I was thinking about the need to have a feminist bookstore, a place for women to buy books about women. Because in those days [the early to mid 1970s], if you would go to a regular bookstore and ask about books for women, one, they would have almost nothing, two, they wouldn’t pay attention, or they would look at you like you were a weird person.

Carol Seajay, founder of Old Wives’ Tales in San Francisco and for nearly 25 years editor and publisher of FBN, the Feminist Bookstore News, trade journal to the women in print network:

I think there’s something very special about booksellers because, you know, we’re the shopkeepers. . . . The booksellers are just kind of like the working-class girls. Just like, got some information, they want you to have it.

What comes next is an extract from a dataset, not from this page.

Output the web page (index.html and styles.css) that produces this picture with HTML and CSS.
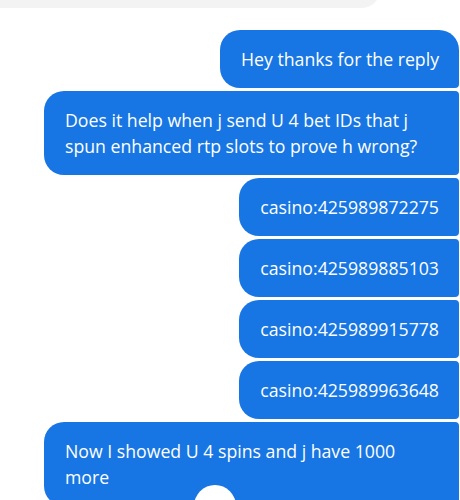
FILE: index.html
```html
<!DOCTYPE html>
<html lang="en">
<head>
<meta charset="utf-8">
<title>Chat</title>
<link rel="stylesheet" href="styles.css">
</head>
<body>
<main class="thread">
  <div class="incoming"></div>
  <div class="group">
    <div class="bubble first">Hey thanks for the reply</div>
    <div class="bubble">Does it help when j send U 4 bet IDs that j spun enhanced rtp slots to prove h wrong?</div>
    <div class="bubble">casino:425989872275</div>
    <div class="bubble">casino:425989885103</div>
    <div class="bubble">casino:425989915778</div>
    <div class="bubble">casino:425989963648</div>
    <div class="bubble">Now I showed U 4 spins and j have 1000 more</div>
  </div>
  <div class="jump"></div>
</main>
</body>
</html>
```
FILE: styles.css
```css
html, body {
  margin: 0;
  padding: 0;
  background: #ffffff;
}

.thread {
  position: relative;
  width: 460px;
  height: 500px;
  overflow: hidden;
  display: flex;
  flex-direction: column;
  font-family: "Open Sans", "Noto Sans", sans-serif;
}

.incoming {
  align-self: flex-start;
  width: 381px;
  height: 48px;
  margin-top: -40px;
  background: #f3f3f3;
  border-radius: 0 20px 20px 0;
  flex: none;
}

.group {
  margin-top: 22px;
  padding-right: 1px;
  display: flex;
  flex-direction: column;
  align-items: flex-end;
  gap: 3px;
}

.bubble {
  box-sizing: border-box;
  max-width: 415px;
  padding: 16px 20px 16px 21px;
  font-size: 17.7px;
  line-height: 26px;
  color: #ffffff;
  background: #1776e3;
  border-radius: 20px 4px 4px 20px;
}

.bubble.first {
  border-top-right-radius: 20px;
}

.jump {
  position: absolute;
  left: 194px;
  top: 485px;
  width: 42px;
  height: 42px;
  border-radius: 50%;
  background: #ffffff;
}
```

And artist-activist-author Sharon Bridgforth on her first visit to a feminist bookstore, Sisterhood Bookstore in Los Angeles:

It just, literally, rocked my world, changed my life. . . . I found all those great writers, . . . at that time Alice Walker was really pushing Zora Neale Hurston, I had never heard of either one of them.

The primary purpose of the feminist bookstores was to create spaces where books by and about women could be found. Everything else flowed from that, including but not limited to the “lesbian antiracism and feminist accountability” that give this book its subtitle.

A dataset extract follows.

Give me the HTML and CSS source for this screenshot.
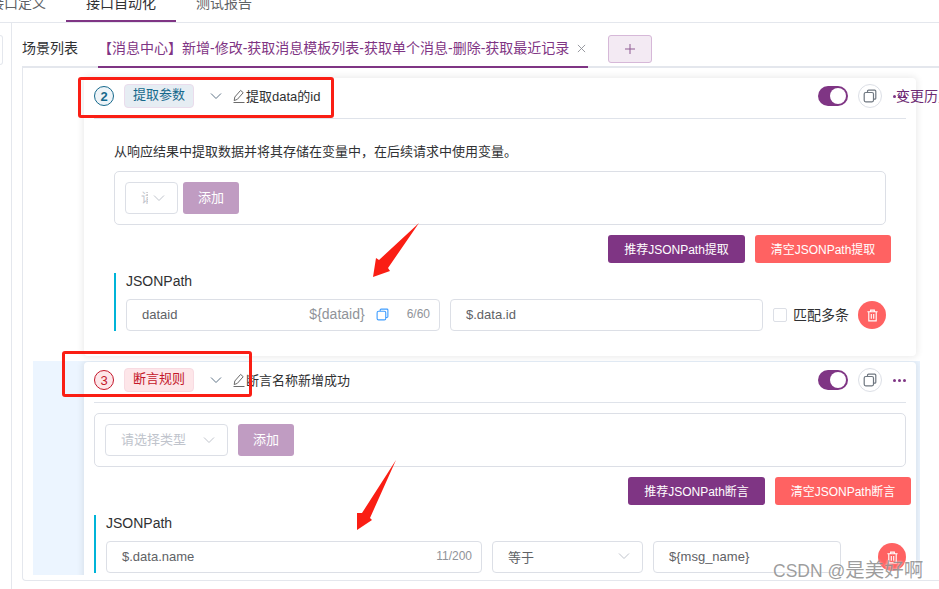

Hogan pays remarkably little attention to the effort it took—and still takes, for the surviving bookstores—to keep the doors open and the shelves stocked. Bookselling is not a lucrative business. Speaking generally, bookstores buy books from publishers at sixty percent of retail. Prices are generally printed on the books, so marking them up is out of the question. Invoices are due, theoretically at least, in thirty days, before most of the books have sold. Out of that forty percent, the store has to pay rent, compensate staffers, and cover all other expenses. Most feminist bookstores were relatively small and undercapitalized, meaning that bills had to be paid mostly out of cash flow.

Hogan does note that each collective, owner and staff configuration, and business partnership struggled with their own negotiation of the tension between business practice and reimagining the bookstore structure with feminist values.

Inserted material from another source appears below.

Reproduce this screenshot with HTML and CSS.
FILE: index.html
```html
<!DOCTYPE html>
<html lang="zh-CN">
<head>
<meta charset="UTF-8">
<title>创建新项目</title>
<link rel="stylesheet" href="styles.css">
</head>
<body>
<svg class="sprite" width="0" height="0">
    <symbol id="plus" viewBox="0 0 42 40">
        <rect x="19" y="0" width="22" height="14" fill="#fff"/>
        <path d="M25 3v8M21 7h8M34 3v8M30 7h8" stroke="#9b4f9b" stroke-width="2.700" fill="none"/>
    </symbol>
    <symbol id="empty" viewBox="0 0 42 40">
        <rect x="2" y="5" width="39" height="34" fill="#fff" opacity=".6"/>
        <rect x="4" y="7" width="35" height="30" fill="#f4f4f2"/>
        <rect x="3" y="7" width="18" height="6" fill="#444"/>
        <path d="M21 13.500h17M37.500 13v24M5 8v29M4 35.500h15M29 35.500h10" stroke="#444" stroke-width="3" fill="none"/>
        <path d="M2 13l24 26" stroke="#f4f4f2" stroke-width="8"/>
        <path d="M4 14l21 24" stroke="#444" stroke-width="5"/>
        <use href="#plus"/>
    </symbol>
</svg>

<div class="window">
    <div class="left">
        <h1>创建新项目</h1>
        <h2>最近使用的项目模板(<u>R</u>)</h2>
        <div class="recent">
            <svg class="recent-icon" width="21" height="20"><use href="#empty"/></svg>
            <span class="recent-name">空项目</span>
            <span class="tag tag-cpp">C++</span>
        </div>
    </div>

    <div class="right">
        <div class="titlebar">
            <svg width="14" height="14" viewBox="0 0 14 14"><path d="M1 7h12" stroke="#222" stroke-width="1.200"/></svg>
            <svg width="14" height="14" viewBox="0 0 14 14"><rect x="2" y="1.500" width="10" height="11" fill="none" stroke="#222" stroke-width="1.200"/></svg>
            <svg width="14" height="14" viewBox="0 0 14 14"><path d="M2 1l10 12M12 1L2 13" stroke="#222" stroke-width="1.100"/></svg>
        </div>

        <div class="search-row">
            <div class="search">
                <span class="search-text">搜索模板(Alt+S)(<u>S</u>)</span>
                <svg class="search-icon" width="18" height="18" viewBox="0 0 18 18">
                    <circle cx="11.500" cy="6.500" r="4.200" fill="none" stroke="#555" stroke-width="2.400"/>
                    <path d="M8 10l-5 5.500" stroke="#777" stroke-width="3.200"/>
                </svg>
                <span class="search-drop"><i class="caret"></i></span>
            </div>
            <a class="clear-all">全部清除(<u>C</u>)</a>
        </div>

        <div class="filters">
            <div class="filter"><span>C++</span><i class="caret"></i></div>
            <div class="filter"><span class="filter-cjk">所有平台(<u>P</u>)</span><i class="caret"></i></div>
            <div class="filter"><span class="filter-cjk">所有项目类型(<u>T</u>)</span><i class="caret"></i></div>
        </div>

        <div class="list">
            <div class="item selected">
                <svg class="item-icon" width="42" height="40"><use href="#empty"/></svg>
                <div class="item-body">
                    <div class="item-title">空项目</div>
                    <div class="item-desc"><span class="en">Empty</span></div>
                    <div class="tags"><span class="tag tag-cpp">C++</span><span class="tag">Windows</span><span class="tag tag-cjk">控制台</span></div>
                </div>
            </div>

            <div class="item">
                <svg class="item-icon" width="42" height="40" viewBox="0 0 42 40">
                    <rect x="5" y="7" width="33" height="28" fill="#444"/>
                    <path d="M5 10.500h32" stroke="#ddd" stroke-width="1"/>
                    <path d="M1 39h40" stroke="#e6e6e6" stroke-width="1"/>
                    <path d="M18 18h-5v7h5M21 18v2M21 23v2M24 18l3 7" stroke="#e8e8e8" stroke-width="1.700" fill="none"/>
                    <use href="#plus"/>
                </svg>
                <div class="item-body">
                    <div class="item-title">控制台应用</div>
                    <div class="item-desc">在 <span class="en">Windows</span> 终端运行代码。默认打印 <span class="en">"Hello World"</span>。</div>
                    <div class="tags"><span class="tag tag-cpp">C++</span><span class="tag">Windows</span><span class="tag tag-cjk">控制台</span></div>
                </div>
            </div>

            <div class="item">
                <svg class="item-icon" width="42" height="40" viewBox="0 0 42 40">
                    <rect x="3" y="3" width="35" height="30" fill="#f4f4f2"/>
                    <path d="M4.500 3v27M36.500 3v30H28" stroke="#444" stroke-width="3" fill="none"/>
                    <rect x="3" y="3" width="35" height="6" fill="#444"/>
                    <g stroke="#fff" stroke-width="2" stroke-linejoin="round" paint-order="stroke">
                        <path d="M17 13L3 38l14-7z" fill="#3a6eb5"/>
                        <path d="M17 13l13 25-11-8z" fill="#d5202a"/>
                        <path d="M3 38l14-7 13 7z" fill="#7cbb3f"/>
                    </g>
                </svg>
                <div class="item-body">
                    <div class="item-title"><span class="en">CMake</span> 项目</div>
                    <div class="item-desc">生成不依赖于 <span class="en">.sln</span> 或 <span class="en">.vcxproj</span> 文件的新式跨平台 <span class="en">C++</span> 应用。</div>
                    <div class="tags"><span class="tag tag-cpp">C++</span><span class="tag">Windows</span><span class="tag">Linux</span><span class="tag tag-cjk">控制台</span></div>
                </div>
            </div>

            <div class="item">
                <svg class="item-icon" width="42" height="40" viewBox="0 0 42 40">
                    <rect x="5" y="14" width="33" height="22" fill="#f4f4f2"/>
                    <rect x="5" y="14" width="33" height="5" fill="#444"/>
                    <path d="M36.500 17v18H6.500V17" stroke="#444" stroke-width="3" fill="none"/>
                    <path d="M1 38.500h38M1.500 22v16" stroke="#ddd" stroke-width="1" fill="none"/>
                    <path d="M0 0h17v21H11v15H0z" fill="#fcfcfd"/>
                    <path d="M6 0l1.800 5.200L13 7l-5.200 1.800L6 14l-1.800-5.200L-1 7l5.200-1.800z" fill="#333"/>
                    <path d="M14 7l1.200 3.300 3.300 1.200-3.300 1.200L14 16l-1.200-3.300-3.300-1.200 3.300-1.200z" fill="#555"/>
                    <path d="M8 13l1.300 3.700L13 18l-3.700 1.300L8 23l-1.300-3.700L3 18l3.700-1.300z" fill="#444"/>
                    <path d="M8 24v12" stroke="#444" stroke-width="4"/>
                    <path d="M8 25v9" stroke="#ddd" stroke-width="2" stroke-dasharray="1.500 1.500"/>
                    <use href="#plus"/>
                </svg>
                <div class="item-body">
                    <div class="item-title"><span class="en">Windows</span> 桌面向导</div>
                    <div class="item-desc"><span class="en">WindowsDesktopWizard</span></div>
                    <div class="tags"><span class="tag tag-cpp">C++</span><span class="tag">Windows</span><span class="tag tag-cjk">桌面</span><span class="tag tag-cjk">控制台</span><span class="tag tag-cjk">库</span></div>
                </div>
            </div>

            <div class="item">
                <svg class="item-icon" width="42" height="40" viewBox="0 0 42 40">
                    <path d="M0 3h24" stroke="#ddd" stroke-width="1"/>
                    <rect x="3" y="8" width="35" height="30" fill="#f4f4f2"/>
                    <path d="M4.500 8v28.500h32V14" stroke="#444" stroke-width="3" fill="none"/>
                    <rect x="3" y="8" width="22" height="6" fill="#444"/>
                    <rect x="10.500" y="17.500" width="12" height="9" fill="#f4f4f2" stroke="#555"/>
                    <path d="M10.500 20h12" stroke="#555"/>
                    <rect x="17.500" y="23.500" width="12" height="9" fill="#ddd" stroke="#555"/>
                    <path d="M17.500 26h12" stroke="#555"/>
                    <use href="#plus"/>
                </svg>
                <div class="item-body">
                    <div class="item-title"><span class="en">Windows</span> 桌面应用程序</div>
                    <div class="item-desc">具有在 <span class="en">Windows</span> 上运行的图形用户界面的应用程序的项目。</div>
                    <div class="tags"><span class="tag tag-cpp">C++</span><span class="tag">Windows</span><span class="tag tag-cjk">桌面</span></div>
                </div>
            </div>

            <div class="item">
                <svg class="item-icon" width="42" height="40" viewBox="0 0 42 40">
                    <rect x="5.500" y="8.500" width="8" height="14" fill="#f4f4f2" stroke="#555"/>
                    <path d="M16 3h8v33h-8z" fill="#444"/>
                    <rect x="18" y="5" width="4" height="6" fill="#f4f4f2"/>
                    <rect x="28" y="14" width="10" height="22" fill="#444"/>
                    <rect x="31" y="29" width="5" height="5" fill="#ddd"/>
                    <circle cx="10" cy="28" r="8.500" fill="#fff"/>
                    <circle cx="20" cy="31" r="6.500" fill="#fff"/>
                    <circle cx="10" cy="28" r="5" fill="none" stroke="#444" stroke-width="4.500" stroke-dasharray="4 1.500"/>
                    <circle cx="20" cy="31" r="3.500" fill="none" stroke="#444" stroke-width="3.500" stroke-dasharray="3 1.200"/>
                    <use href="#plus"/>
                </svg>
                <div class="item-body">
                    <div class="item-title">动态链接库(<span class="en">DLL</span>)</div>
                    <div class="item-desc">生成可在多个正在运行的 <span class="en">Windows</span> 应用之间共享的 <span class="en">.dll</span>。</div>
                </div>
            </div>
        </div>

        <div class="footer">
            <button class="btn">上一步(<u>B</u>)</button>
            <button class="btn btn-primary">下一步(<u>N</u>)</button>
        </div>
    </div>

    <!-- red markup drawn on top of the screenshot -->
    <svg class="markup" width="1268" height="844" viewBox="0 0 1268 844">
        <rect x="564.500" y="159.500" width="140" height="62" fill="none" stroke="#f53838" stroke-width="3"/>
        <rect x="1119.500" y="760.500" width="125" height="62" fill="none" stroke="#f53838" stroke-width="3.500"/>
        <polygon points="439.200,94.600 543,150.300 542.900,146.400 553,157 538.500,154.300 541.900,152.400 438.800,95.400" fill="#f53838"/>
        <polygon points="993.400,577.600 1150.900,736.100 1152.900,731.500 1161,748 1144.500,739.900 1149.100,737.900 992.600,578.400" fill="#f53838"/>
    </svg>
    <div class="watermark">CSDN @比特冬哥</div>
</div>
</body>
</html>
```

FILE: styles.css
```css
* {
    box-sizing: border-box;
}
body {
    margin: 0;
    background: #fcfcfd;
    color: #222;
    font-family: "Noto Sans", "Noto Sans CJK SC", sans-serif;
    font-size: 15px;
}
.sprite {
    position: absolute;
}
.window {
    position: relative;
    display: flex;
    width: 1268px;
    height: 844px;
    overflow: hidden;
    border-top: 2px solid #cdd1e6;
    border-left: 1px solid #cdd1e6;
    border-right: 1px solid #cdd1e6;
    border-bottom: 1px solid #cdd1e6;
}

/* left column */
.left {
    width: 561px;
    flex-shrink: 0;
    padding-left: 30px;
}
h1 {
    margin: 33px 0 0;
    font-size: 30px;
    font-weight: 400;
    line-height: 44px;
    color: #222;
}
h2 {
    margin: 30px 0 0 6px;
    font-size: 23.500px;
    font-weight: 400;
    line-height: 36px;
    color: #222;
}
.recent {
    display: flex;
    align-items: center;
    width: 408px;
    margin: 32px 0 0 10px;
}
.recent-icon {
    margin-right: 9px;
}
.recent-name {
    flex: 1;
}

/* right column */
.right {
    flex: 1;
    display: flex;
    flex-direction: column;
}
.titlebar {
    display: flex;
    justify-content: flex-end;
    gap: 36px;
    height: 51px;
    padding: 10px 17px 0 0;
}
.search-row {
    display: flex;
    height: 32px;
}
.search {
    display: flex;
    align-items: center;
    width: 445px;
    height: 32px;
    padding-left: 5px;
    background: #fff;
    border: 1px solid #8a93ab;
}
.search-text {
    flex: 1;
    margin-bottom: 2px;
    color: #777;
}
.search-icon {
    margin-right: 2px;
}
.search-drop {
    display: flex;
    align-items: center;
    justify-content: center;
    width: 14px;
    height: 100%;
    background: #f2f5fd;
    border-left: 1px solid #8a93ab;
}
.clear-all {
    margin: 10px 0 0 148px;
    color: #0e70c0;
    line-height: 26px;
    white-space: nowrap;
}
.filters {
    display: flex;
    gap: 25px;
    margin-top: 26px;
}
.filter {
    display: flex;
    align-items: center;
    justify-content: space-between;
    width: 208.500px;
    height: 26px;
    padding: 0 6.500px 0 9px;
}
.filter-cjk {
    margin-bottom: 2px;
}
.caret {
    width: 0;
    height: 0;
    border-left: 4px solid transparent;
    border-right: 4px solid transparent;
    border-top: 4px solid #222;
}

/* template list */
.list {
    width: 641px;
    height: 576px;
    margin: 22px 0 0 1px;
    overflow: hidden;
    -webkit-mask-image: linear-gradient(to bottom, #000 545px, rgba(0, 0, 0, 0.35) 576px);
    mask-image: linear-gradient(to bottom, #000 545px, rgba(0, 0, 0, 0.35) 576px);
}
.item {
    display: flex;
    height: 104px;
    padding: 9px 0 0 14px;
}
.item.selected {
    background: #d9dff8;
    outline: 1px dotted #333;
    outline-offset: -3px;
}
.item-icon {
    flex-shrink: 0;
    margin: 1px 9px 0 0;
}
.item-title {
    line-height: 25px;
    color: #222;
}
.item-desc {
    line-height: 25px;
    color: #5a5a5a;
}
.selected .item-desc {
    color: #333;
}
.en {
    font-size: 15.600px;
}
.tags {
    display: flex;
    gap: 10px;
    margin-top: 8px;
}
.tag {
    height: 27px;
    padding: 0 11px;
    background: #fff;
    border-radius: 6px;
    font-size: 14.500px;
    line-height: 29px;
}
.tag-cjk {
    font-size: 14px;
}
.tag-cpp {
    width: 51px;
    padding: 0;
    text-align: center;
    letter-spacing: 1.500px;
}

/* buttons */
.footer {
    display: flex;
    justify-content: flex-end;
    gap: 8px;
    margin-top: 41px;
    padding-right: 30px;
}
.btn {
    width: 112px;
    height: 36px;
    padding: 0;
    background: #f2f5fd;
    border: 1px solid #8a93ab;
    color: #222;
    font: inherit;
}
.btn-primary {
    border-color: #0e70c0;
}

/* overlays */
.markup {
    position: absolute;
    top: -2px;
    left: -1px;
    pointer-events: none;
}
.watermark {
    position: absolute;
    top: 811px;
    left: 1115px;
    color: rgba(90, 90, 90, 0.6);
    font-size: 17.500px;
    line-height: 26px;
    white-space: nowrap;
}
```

All too often, though, she seems to pit a “feminist business model” against a “grassroots organizing model,” as if the two were mutually exclusive. They weren’t. In effect, that forty percent discount was funding grassroots organizing, a feminist workplace, and all kinds of community service. Bookstores were important nodes on the feminist grapevine because they were open during reliable hours in visible locations. Women called the bookstore or dropped by when they were new in town, or passing through, or coming out. Bookstores were gathering places and informal hotlines even in cities that had other options. For lesbians in particular, they were an alternative to the bars.

For feminist bookstores, in other words, accountability was plural, not singular. Booksellers were accountable to their customers, to each other, to their suppliers (bills from feminist publishers and feminist-friendly distributors often got paid first), and to their communities. Those accountabilities sometimes conflicted and had to be continually negotiated. Expectations often ran higher than resources could accommodate.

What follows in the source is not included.